24 June 2016 Insurance

Solvency II compliance likely unaffected by UK Brexit

UK insurers will be unable to sidestep the regulatory pressures stemming from the EU even after the UK has exited the market with initiatives such as Solvency II already integral to the UK system, Charles Portsmouth, director at Moore Stephens, has said.

He said that he believes the re/insurance industry has been deeply conflicted about the benefits and drawbacks of being in the EU, as was the rest of the country. But, he said, whilst some celebrate and some mourn, one thing is clear: there will be complications ahead.

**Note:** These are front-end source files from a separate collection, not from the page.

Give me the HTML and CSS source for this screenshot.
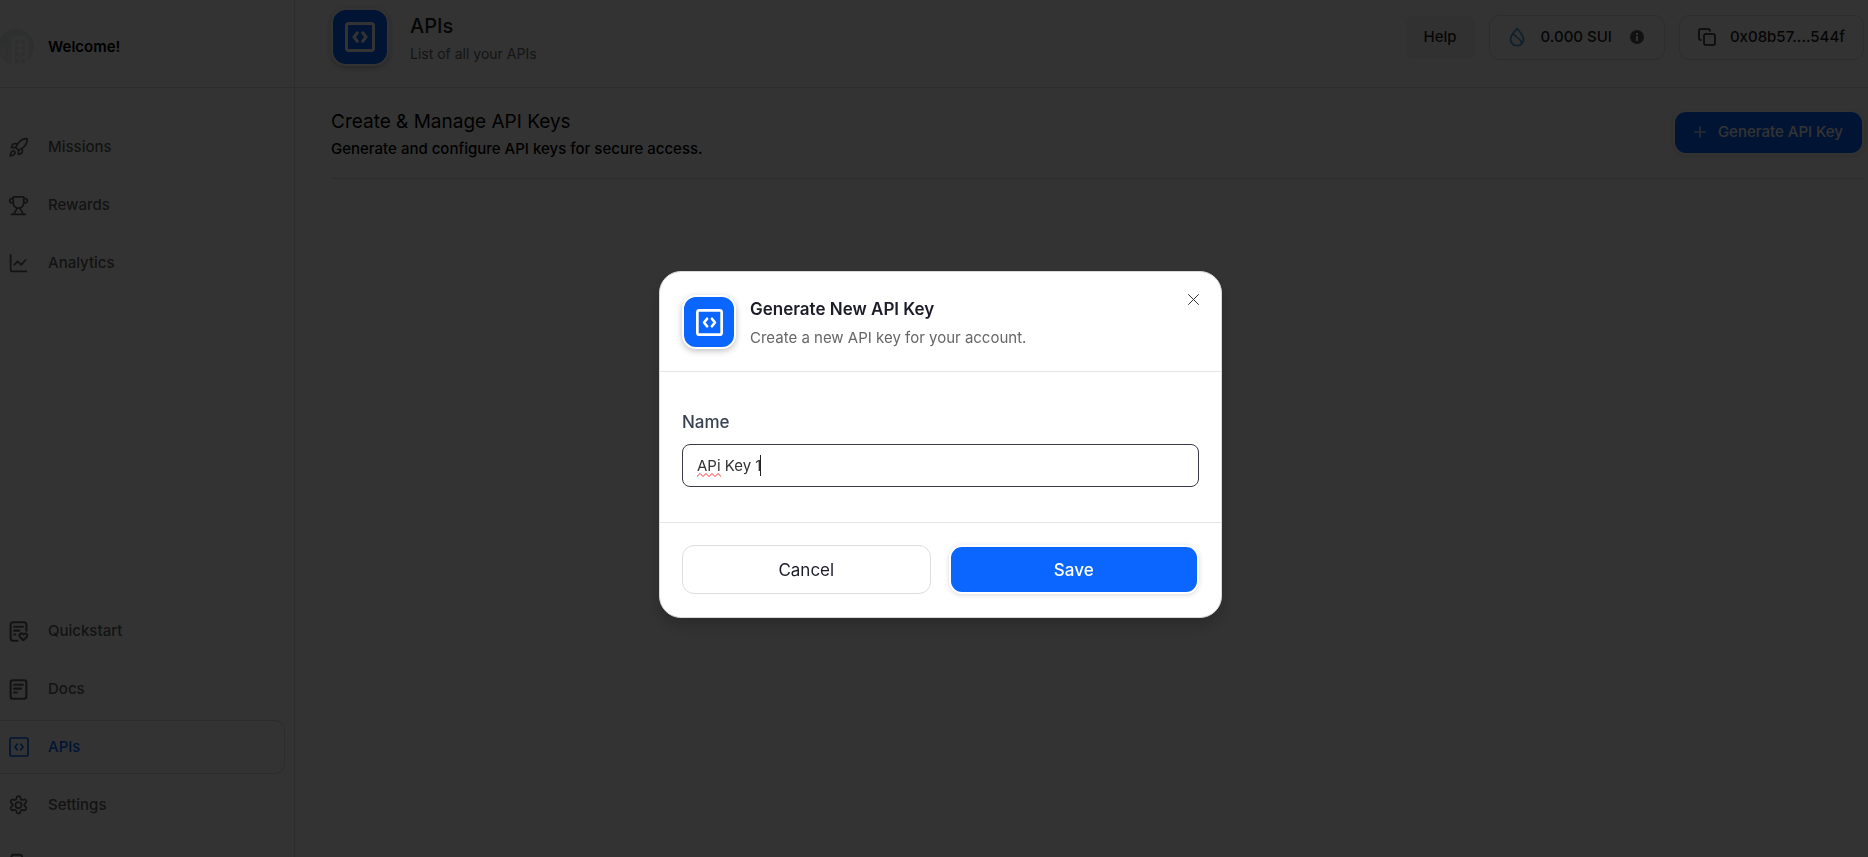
FILE: index.html
```html
<!DOCTYPE html>
<html lang="en">
<head>
<meta charset="utf-8">
<meta name="viewport" content="width=device-width, initial-scale=1">
<title>APIs</title>
<link rel="stylesheet" href="styles.css">
</head>
<body>
<svg class="sprite" aria-hidden="true">
  <symbol id="i-code" viewBox="0 0 20 20"><rect x="1" y="1" width="18" height="18" rx="1.5"/><path d="M8.2 7.2 6 10l2.2 2.8M11.8 7.2 14 10l-2.2 2.8"/></symbol>
</svg>
<div class="app">
  <aside class="sidebar">
    <div class="profile">
      <svg class="avatar" viewBox="0 0 36 36" aria-hidden="true">
        <defs><clipPath id="round"><circle cx="18" cy="18" r="18"/></clipPath></defs>
        <g clip-path="url(#round)">
          <rect width="36" height="36" fill="#e4e8ec"/>
          <path d="M13 36V9l2-2h13l2 2v27z" fill="#f7f7f8"/><path d="M0 16h12v20H0z" fill="#eef0f2"/>
          <g fill="#dfe4e8"><circle cx="19" cy="13" r="1.8"/><circle cx="25" cy="13" r="1.8"/><circle cx="19" cy="19" r="1.8"/><circle cx="25" cy="19" r="1.8"/><circle cx="19" cy="25" r="1.8"/><circle cx="25" cy="25" r="1.8"/><circle cx="19" cy="32" r="1.8"/><circle cx="25" cy="32" r="1.8"/><circle cx="9" cy="20" r="1.4"/><circle cx="9" cy="26" r="1.4"/><circle cx="9" cy="32" r="1.4"/></g>
        </g>
      </svg>
      <span>Welcome!</span>
    </div>
    <nav class="menu">
      <a href="#missions"><svg class="icon" viewBox="0 0 24 24"><path d="M4.5 16.5c-1.5 1.26-2 5-2 5s3.740-.5 5-2c.71-.84.7-2.130-.09-2.910a2.180 2.180 0 0 0-2.910-.09z"/><path d="m12 15-3-3a22 22 0 0 1 2-3.950A12.880 12.880 0 0 1 22 2c0 2.720-.78 7.500-6 11a22.350 22.350 0 0 1-4 2z"/><path d="M9 12H4s.55-3.030 2-4c1.620-1.080 5 0 5 0M12 15v5s3.030-.55 4-2c1.080-1.620 0-5 0-5"/></svg>Missions</a>
      <a href="#rewards"><svg class="icon" viewBox="0 0 24 24"><path d="M6 2h12v7a6 6 0 0 1-12 0zM6 4H4a2 2 0 0 0-2 2v.5A2.500 2.500 0 0 0 4.500 9H6M18 4h2a2 2 0 0 1 2 2v.5A2.500 2.500 0 0 1 19.500 9H18M4 22h16M10 15c0 3-3 3.500-3 7M14 15c0 3 3 3.500 3 7"/></svg>Rewards</a>
      <a href="#analytics"><svg class="icon" viewBox="0 0 24 24"><path d="M3 2v17a2 2 0 0 0 2 2h16M7 13.500l4-4 4 4L20 8"/></svg>Analytics</a>
    </nav>
    <nav class="menu menu-bottom">
      <a href="#quickstart"><svg class="icon icon-bold" viewBox="0 0 24 24"><path d="M21 11V4a2.500 2.500 0 0 0-2.500-2.500h-13A2.500 2.500 0 0 0 3 4v16a2.500 2.500 0 0 0 2.500 2.500H11M7 6.500h10M7 11h6M7 15.500h1.500M17.500 22l-3.800-3.800a2.300 2.300 0 0 1 3.300-3.300l.5.500.5-.5a2.300 2.300 0 0 1 3.300 3.300z"/></svg>Quickstart</a>
      <a href="#docs"><svg class="icon icon-bold" viewBox="0 0 24 24"><rect x="3" y="1.500" width="18" height="21" rx="2.500"/><path d="M7 6.500h10M7 11h8M7 15.500h3"/></svg>Docs</a>
      <a href="#apis" class="active" aria-current="page"><svg class="icon"><use href="#i-code"/></svg>APIs</a>
      <a href="#settings"><svg class="icon" viewBox="0 0 24 24"><path d="M9.700 3.200c.4-2.500 4.200-2.500 4.600 0l.2 1.200c.2 1 1.300 1.600 2.200 1.200l1.200-.4c2.300-.9 4.200 2.400 2.300 4l-1 .8c-.8.700-.8 1.900 0 2.600l1 .8c1.900 1.600 0 4.900-2.300 4l-1.200-.4c-.9-.4-2 .2-2.200 1.200l-.2 1.200c-.4 2.500-4.200 2.500-4.600 0l-.2-1.200c-.2-1-1.300-1.600-2.200-1.200l-1.200.4c-2.300.9-4.200-2.400-2.300-4l1-.8c.8-.7.8-1.900 0-2.600l-1-.8c-1.900-1.600 0-4.900 2.300-4l1.200.4c.9.400 2-.2 2.200-1.200z"/><circle cx="12" cy="11.500" r="3.500"/></svg>Settings</a>
      <a href="#logout" aria-label="Log out"><svg class="icon icon-bold" viewBox="0 0 24 24"><path d="M16 7V4a2 2 0 0 0-2-2H6a2 2 0 0 0-2 2v16a2 2 0 0 0 2 2h8a2 2 0 0 0 2-2v-3M10 12h12M19 9l3 3-3 3"/></svg></a>
    </nav>
  </aside>
  <main class="main">
    <header class="topbar">
      <span class="tile tile-lg"><svg><use href="#i-code"/></svg></span>
      <div class="heading"><h1>APIs</h1><p>List of all your APIs</p></div>
      <div class="actions">
        <button type="button" class="help">Help</button>
        <div class="pill"><svg class="drop" viewBox="0 0 16 20"><path d="M8 1.500c3 3.500 6.500 7 6.500 10.700a6.500 6.500 0 0 1-13 0C1.500 8.500 5 5 8 1.500zM4.500 6.500c0 3 8.500 5 8 10"/></svg><span>0.000 SUI</span><svg class="info" viewBox="0 0 14 14"><circle cx="7" cy="7" r="7"/><path d="M6 3h2v2H6zM6 6h2v5H6z"/></svg></div>
        <button type="button" class="pill wallet"><svg class="copy" viewBox="0 0 18 18"><rect x="6" y="6" width="11" height="11" rx="1.500"/><path d="M3 12H2.500A1.500 1.500 0 0 1 1 10.500v-8A1.500 1.500 0 0 1 2.500 1h8A1.500 1.500 0 0 1 12 2.500V3"/></svg><span>0x08b57....544f</span></button>
      </div>
    </header>
    <section class="section">
      <div class="section-text"><h2>Create &amp; Manage API Keys</h2><p>Generate and configure API keys for secure access.</p></div>
      <button type="button" class="primary generate"><svg viewBox="0 0 12 12"><path d="M6 0v12M0 6h12"/></svg>Generate API Key</button>
    </section>
  </main>
</div>
<div class="overlay">
  <form class="modal" role="dialog" aria-modal="true" aria-labelledby="modal-title">
    <div class="modal-head">
      <span class="tile"><svg><use href="#i-code"/></svg></span>
      <div class="modal-text"><h2 id="modal-title">Generate New API Key</h2><p>Create a new API key for your account.</p></div>
      <button type="button" class="close" aria-label="Close"><svg viewBox="0 0 11 11"><path d="M.5.5l10 10M10.500.5l-10 10"/></svg></button>
    </div>
    <div class="modal-body">
      <label for="key-name">Name</label>
      <div class="field">
        <input id="key-name" type="text" value="APi Key 1" spellcheck="false">
        <svg class="squiggle" viewBox="0 0 24 4" aria-hidden="true"><path d="M0 3.500l3-3 3 3 3-3 3 3 3-3 3 3 3-3 3 3"/></svg>
        <span class="caret"></span>
      </div>
    </div>
    <div class="modal-foot">
      <button type="button" class="cancel">Cancel</button>
      <button type="submit" class="primary save">Save</button>
    </div>
  </form>
</div>
</body>
</html>
```
FILE: styles.css
```css
* { box-sizing: border-box; }
body { margin: 0; overflow: hidden; background: #fff; color: #000; font: 500 15px/20px Inter, "Liberation Sans", sans-serif; }
h1, h2, p { margin: 0; }
button, input { font: inherit; color: inherit; }
button { cursor: pointer; }
svg { fill: none; stroke: currentColor; stroke-linecap: round; stroke-linejoin: round; flex: none; }
.sprite { position: absolute; width: 0; height: 0; }

.app { display: flex; height: 100vh; }
.sidebar { width: 295px; flex: none; display: flex; flex-direction: column; border-right: 1px solid #dedede; }
.profile { height: 88px; flex: none; display: flex; align-items: center; gap: 14px; padding-top: 6px; border-bottom: 1px solid #d9dbdd; font-weight: 600; }
.avatar { width: 36px; height: 36px; margin-left: -2px; stroke: none; }
.menu { display: flex; flex-direction: column; gap: 4px; padding: 32px 9px 0 0; }
.menu-bottom { margin-top: auto; margin-bottom: -33px; padding-top: 0; }
.menu a { height: 54px; flex: none; display: flex; align-items: center; gap: 19px; padding-left: 8px; border: 1px solid transparent; border-left: 0; border-radius: 0 10px 10px 0; color: #5f5f5f; text-decoration: none; }
.menu a.active { padding-left: 9px; color: #0a66ff; border-color: #d9d9d9; background: #fcfcfc; }
.icon { width: 21px; height: 21px; stroke-width: 2; }
.icon-bold { stroke-width: 2.4; }
.active .icon { width: 20px; height: 20px; stroke-width: 1.7; }

.main { flex: 1; min-width: 0; }
.topbar { height: 88px; display: flex; align-items: center; padding: 0 4px 13px 36px; border-bottom: 1px solid #dedede; }
.tile { width: 54px; height: 54px; flex: none; display: flex; align-items: center; justify-content: center; border: 2px solid #fff; border-radius: 14px; background: #0a66ff; color: #fff; box-shadow: 0 2px 6px rgba(0, 0, 0, .25); }
.tile svg { width: 27px; height: 27px; stroke-width: 2; }
.tile-lg { width: 58px; height: 58px; border-radius: 15px; }
.tile-lg svg { width: 30px; height: 30px; }
.heading { margin-left: 21px; padding-top: 2px; }
h1 { font-size: 20px; line-height: 28px; font-weight: 500; color: #222; }
.heading p { margin-top: 4px; font-size: 14px; font-weight: 400; color: #666; }
.actions { display: flex; align-items: center; gap: 14px; margin-left: auto; color: #222; }
.help { height: 43px; padding: 0 18px; border: 0; border-radius: 8px; background: #f4f4f4; }
.pill { height: 45px; display: flex; align-items: center; gap: 16px; padding: 0 20px 0 19px; border: 1px solid #dedede; border-radius: 10px; background: #fff; }
.drop { width: 16px; height: 20px; stroke: #4da2db; stroke-width: 1.8; }
.info { width: 14px; height: 14px; margin-left: 2px; fill: #555; stroke: none; }
.info path { fill: #fff; }
.copy { width: 18px; height: 18px; stroke-width: 1.5; }
.wallet { gap: 14px; padding: 0 18px; }
.section { display: flex; align-items: center; justify-content: space-between; height: 91px; margin: 0 4px 0 36px; border-bottom: 1px solid #dedede; }
.section-text { padding-top: 4px; }
.section h2 { font-size: 19px; line-height: 28px; font-weight: 400; }
.section p { line-height: 26px; }
.primary { border: 2px solid #fff; border-radius: 13px; background: #0a66ff; color: #fff; box-shadow: 0 1px 5px rgba(0, 0, 0, .15); }
.generate { height: 45px; display: flex; align-items: center; gap: 12px; margin-bottom: 2px; padding: 0 19px; }
.generate svg { width: 12px; height: 12px; stroke-width: 1.2; }

.overlay { position: fixed; inset: 0; display: flex; align-items: center; justify-content: center; padding: 32px 0 0 13px; background: rgba(0, 0, 0, .8); }
.modal { width: 563px; max-width: 100%; border: 1px solid #d9d9d9; border-radius: 22px; background: #fff; box-shadow: 0 8px 16px rgba(0, 0, 0, .2); }
.modal-head { display: flex; align-items: flex-start; padding: 23px 22px 20px; border-bottom: 1px solid #e5e5e5; }
.modal-text { margin: 0 auto 0 14px; }
.modal-text h2 { font-size: 17px; line-height: 28px; font-weight: 600; color: #1c1c28; }
.modal-text p { margin-top: 2px; line-height: 26px; font-weight: 400; color: #666; }
.close { display: flex; margin-top: -1px; padding: 0; border: 0; background: none; color: #333; }
.close svg { width: 11px; height: 11px; }
.modal-body { padding: 36px 22px 35px; }
label { display: block; margin-bottom: 8px; font-size: 17px; line-height: 28px; color: #374151; }
.field { position: relative; }
input { display: block; width: 100%; height: 43px; padding: 0 14px; border: 1px solid #3a3a4a; border-radius: 8px; outline: 0; background: #fff; font-weight: 400; color: #333; }
.squiggle { position: absolute; left: 15px; top: 29px; width: 24px; height: 4px; stroke: #f33; stroke-width: 1; }
.caret { position: absolute; left: 78px; top: 11px; width: 1px; height: 21px; background: #222; }
.modal-foot { display: flex; gap: 18px; padding: 22px 22px 23px; border-top: 1px solid #e5e5e5; font-size: 17px; color: #1c1c28; }
.modal-foot button { flex: 1; height: 49px; }
.cancel { border: 1px solid #dedede; border-radius: 12px; background: #fff; font-weight: 400; }
```
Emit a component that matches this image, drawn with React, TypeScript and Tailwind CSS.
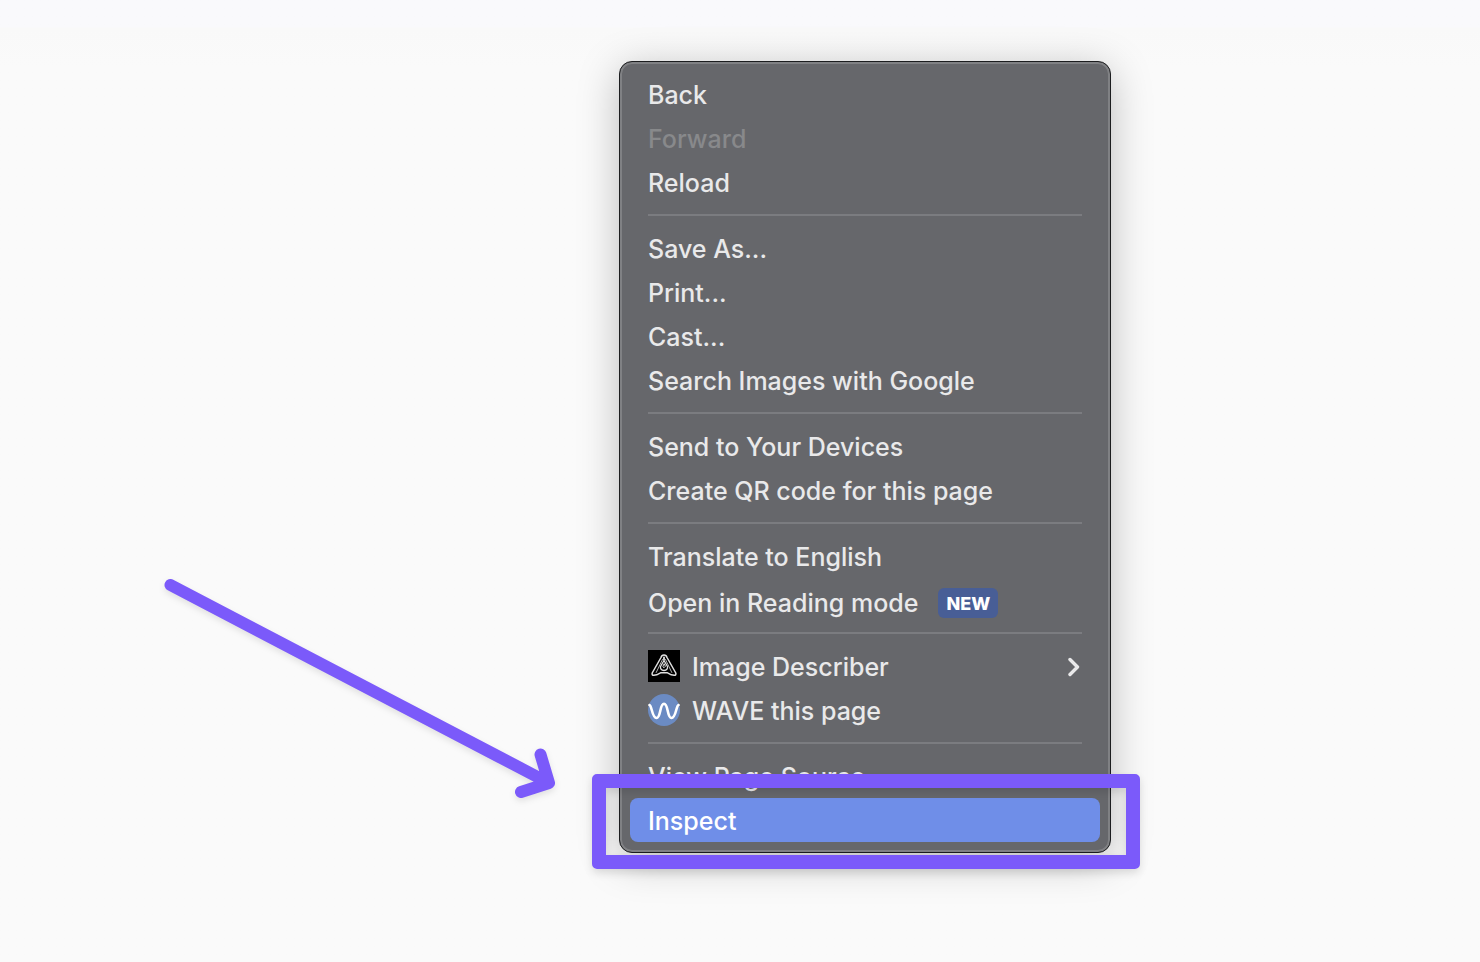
import type { ReactNode } from "react";

type Item = {
  label: string;
  disabled?: boolean;
  badge?: string;
  icon?: ReactNode;
  submenu?: boolean;
  highlighted?: boolean;
};

function DescriberIcon() {
  return (
    <svg viewBox="0 0 32 32" className="size-8 shrink-0" fill="none" aria-hidden="true">
      <rect width="32" height="32" fill="#000" />
      <g stroke="#e0e0e0" strokeLinejoin="round" strokeLinecap="round">
        <path
          d="M13 7.500Q13.600 5 16 5Q18.400 5 19 7.500L27.800 23Q28.400 25.300 26.200 25.300L23.300 24.800L19.500 22.800H12.500L8.700 24.800L5.800 25.300Q3.600 25.300 4.200 23Z"
          strokeWidth="1.500"
        />
        <path d="M14.500 9.500L8.200 22.500M17.500 9.500L23.800 22.500" strokeWidth="0.800" />
        <path d="M16 10.500L12.500 16.500Q12 20 16 20.500Q20 20 19.500 16.500Z" strokeWidth="1.300" />
        <path d="M16 14L14.800 16.600Q16 19 17.200 16.600Z" strokeWidth="1" />
        <path d="M16 7.500V9.500" strokeWidth="1.800" />
      </g>
    </svg>
  );
}

function WaveIcon() {
  return (
    <svg viewBox="0 0 32 32" className="size-8 shrink-0" fill="none" aria-hidden="true">
      <circle cx="16" cy="16" r="16" fill="#6b8bc3" />
      <path
        d="M1.500 11C4 12 4 24 8.500 24C13 24 11.500 9.800 16 9.800C20.500 9.800 19 24 23.500 24C28 24 28 12 30.500 11"
        stroke="#fff"
        strokeWidth="2.600"
        strokeLinecap="round"
      />
    </svg>
  );
}

const groups: Item[][] = [
  [{ label: "Back" }, { label: "Forward", disabled: true }, { label: "Reload" }],
  [
    { label: "Save As..." },
    { label: "Print..." },
    { label: "Cast..." },
    { label: "Search Images with Google" },
  ],
  [{ label: "Send to Your Devices" }, { label: "Create QR code for this page" }],
  [{ label: "Translate to English" }, { label: "Open in Reading mode", badge: "NEW" }],
  [
    { label: "Image Describer", icon: <DescriberIcon />, submenu: true },
    { label: "WAVE this page", icon: <WaveIcon /> },
  ],
  [{ label: "View Page Source" }, { label: "Inspect", highlighted: true }],
];

function MenuItem({ item }: { item: Item }) {
  const tone = item.disabled
    ? "text-[#88898b]"
    : item.highlighted
      ? "bg-[#6f8ee8] text-white"
      : "text-[#e9e9ea]";
  return (
    <li role="none" className="relative">
      <button
        type="button"
        role="menuitem"
        disabled={item.disabled}
        className={`flex h-11 w-full items-center rounded-lg px-[18px] text-left whitespace-nowrap ${item.badge ? "pt-1" : ""} ${tone}`}
      >
        {item.icon && <span className="mr-3">{item.icon}</span>}
        <span className="pt-0.5">{item.label}</span>
        {item.badge && (
          <span className="mt-0.5 ml-5 flex h-[30px] items-center rounded-md bg-[#485e96] px-2 pt-0.5 text-lg font-extrabold text-white">
            {item.badge}
          </span>
        )}
        {item.submenu && (
          <svg viewBox="0 0 12 20" className="mt-0.5 mr-0.5 ml-auto h-5 w-3" fill="none" aria-hidden="true">
            <path d="M2 2.500L9.500 10L2 17.500" stroke="#e9e9ea" strokeWidth="3.400" strokeLinecap="round" strokeLinejoin="round" />
          </svg>
        )}
      </button>
      {item.highlighted && (
        <div className="pointer-events-none absolute -top-6 -right-10 -bottom-[27px] -left-[38px] rounded-[5px] border-[14px] border-[#7b5afa] shadow-[0_4px_8px_rgba(0,0,0,0.12),inset_0_4px_8px_rgba(0,0,0,0.12)]" />
      )}
    </li>
  );
}

export default function App() {
  return (
    <main className="min-h-screen bg-[#fafafa] bg-linear-to-b from-[#f9f9fc] from-[27px] via-[#f9f9f9] via-[28px] to-[#fafafa] to-[68px] pt-[61px] pb-[109px] pl-[250px] font-['Inter',sans-serif] text-[25px] leading-8 font-medium">
      <div className="relative mx-auto w-[492px]">
        <div
          role="menu"
          aria-label="Page context menu"
          className="rounded-[13px] border border-[#1c1d1f] bg-[#66676b] p-2.5 shadow-[inset_0_0_0_2px_#808184,0_8px_40px_rgba(0,0,0,0.25)]"
        >
          {groups.map((items, index) => (
            <ul
              key={items[0].label}
              role="group"
              className={index > 0 ? "before:mx-[18px] before:my-2.5 before:block before:h-0.5 before:bg-[#7b7c80]" : ""}
            >
              {items.map((item) => (
                <MenuItem key={item.label} item={item} />
              ))}
            </ul>
          ))}
        </div>
        <svg
          viewBox="0 0 420 240"
          className="pointer-events-none absolute bottom-[33px] -left-[469px] h-60 w-[420px] overflow-visible drop-shadow-[0_3px_3px_rgba(0,0,0,0.1)]"
          fill="none"
          aria-hidden="true"
        >
          <path
            d="M20.500 5L399 203M390.500 174.500L399 203L371 212"
            stroke="#7b5afa"
            strokeWidth="12"
            strokeLinecap="round"
            strokeLinejoin="round"
          />
        </svg>
      </div>
    </main>
  );
}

“The reality is that a wholesale rollback of regulatory pressures originating from the EU is still unlikely. Major European-level initiatives such as Solvency II have already been incorporated into UK law; they are an integral part of the system in this country,” Portsmouth said.

“Moreover, the UK as a whole and the insurance industry in particular are likely to want to retain access to EU market with a new trade deal. We are still part of a global economy and in order to preserve lucrative ties and be able to sell cross-border, UK-based insurers are likely to find they still have to comply with EU regulation.

“The future of our current EU passporting rights and their use by non-EU companies, through their London based European HQs, to access the EU market will be of prime concern to the insurance industry.

“In short, there are no simple answers to predicting what will happen. However, much EU legislation affecting the insurance industry is likely to be here to stay.”